What needs to be done
From the entries below, gather every line containing the string "that".

Data listing
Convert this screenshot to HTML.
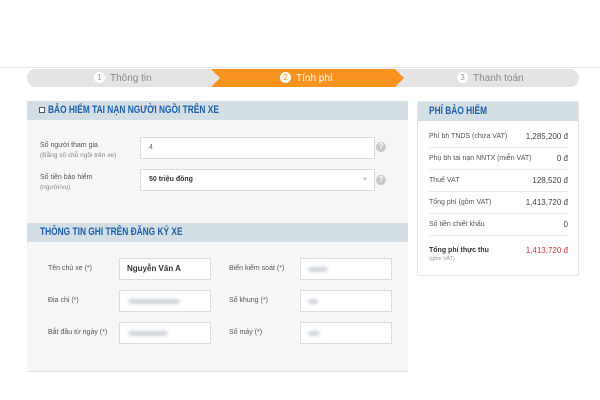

* * *

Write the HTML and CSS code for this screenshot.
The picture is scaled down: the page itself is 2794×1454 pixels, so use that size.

...

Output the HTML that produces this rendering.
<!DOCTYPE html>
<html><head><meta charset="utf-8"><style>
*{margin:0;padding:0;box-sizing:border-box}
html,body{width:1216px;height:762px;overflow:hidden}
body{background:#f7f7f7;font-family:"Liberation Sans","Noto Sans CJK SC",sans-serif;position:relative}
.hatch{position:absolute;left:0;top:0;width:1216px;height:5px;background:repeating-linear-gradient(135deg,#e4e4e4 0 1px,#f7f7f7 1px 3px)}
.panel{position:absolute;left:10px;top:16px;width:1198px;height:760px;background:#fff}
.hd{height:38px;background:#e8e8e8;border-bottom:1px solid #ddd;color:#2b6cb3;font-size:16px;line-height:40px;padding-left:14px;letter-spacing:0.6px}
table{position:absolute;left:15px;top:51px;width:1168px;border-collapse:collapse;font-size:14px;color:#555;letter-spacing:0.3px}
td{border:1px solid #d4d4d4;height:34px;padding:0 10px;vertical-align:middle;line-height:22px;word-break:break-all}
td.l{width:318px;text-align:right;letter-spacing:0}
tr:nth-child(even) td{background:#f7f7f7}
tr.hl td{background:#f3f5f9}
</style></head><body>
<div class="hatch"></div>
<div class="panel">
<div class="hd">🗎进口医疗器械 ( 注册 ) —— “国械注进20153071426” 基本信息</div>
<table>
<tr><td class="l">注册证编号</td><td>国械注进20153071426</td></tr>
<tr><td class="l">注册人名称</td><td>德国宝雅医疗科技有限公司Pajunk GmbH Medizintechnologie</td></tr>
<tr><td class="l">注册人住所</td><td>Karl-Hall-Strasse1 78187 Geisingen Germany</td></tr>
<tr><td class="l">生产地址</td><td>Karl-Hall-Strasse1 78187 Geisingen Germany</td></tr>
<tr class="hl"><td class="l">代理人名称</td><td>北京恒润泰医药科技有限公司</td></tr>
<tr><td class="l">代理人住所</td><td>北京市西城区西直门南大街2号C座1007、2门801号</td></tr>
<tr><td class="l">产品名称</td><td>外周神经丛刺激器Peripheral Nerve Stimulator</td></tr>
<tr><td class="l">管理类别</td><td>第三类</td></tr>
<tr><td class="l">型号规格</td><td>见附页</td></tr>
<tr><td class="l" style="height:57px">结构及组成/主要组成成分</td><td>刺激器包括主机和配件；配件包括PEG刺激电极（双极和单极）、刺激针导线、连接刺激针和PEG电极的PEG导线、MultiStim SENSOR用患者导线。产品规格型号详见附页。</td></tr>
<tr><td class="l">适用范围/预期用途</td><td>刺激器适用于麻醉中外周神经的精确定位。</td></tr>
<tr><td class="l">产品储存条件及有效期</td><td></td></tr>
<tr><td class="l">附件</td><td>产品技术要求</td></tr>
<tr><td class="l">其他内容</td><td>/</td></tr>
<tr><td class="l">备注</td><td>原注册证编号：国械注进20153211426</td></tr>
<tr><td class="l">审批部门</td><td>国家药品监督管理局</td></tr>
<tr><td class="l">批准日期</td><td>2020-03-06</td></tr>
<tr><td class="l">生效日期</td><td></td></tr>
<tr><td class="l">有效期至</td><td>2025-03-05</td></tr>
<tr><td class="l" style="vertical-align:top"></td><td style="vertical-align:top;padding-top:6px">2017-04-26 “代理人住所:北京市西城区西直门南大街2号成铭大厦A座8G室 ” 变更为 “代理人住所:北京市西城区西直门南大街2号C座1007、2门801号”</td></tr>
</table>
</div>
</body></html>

Written solution
The picture is scaled down: the page itself is 2794×1454 pixels, so use that size.
Output the HTML that produces this rendering.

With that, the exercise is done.